With networked individualism, social networks begin to dominate over groups. Sociality becomes less place dependent, and one is no longer defined as much by community associations; instead, people are often defined by their personal social network, which is now ‘sparsely knit, linking individuals with little regard to space' (Wellman, 2002, p. 1).

People are no longer forced to socialize mainly with people who live in the same community. They are now able to maintain relationships at a distance and construct a personalized social network not as reliant on proximity.

Sennett (1977, 1992) argues that sociability between strangers has decreased because of the growth of individualism and private life.

Strong ties become stronger as they are visualized on a map, meaning that as long as someone familiar is nearby, there is no need to associate with strangers. The space becomes personal, but only personal for those who have access to the right services. Everyone else is left out of the network, with no way to get in.

Geotagging: The Writing's on the Wall

The hybrid space is more malleable than physical space because information can be filtered through the interface of the mobile device.

A Forward Facing Conclusion

Hybrid spaces also afford opportunities only avail-able to smartphone users.

Greenfield, discussing the growth of ubiquitous computing environments, argues that, ‘the infrastructure that gets us these amenities also lends itself to repression, exclusion, and reinscription of class and other sorts of privilege' (2006, p. 259).

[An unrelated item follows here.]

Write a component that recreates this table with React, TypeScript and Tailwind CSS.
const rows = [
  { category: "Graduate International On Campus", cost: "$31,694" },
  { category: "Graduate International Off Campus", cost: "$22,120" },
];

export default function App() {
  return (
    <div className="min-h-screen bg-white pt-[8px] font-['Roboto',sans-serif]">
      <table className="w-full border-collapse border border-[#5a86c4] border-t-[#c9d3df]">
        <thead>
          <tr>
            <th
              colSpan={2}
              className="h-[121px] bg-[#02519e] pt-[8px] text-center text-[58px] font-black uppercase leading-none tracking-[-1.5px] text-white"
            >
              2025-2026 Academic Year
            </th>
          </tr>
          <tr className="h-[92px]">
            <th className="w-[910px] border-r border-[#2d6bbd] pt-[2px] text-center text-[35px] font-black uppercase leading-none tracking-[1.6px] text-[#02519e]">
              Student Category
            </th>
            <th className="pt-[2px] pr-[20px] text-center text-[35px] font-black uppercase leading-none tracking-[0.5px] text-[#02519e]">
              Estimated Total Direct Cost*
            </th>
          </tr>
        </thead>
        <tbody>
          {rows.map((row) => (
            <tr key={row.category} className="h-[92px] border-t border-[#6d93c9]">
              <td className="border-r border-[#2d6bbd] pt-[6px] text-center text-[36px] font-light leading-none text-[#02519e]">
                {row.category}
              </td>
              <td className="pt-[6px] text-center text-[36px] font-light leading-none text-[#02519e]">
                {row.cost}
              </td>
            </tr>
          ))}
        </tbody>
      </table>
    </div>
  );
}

Hybrid spaces will affect the way we perceive the spaces we move through, and the spread of hybrid spaces raises the specter of a two-tiered system of city travel: one group will move through malleable, personalized, digitally infused streets, and the other group will move through streets that remain as impersonal as ever. As Deleuze and Guattari stated, ‘the life of the nomad is the intermezzo' (1987, p. 380). But not all nomads, and certainly not all intermezzos, are created equal.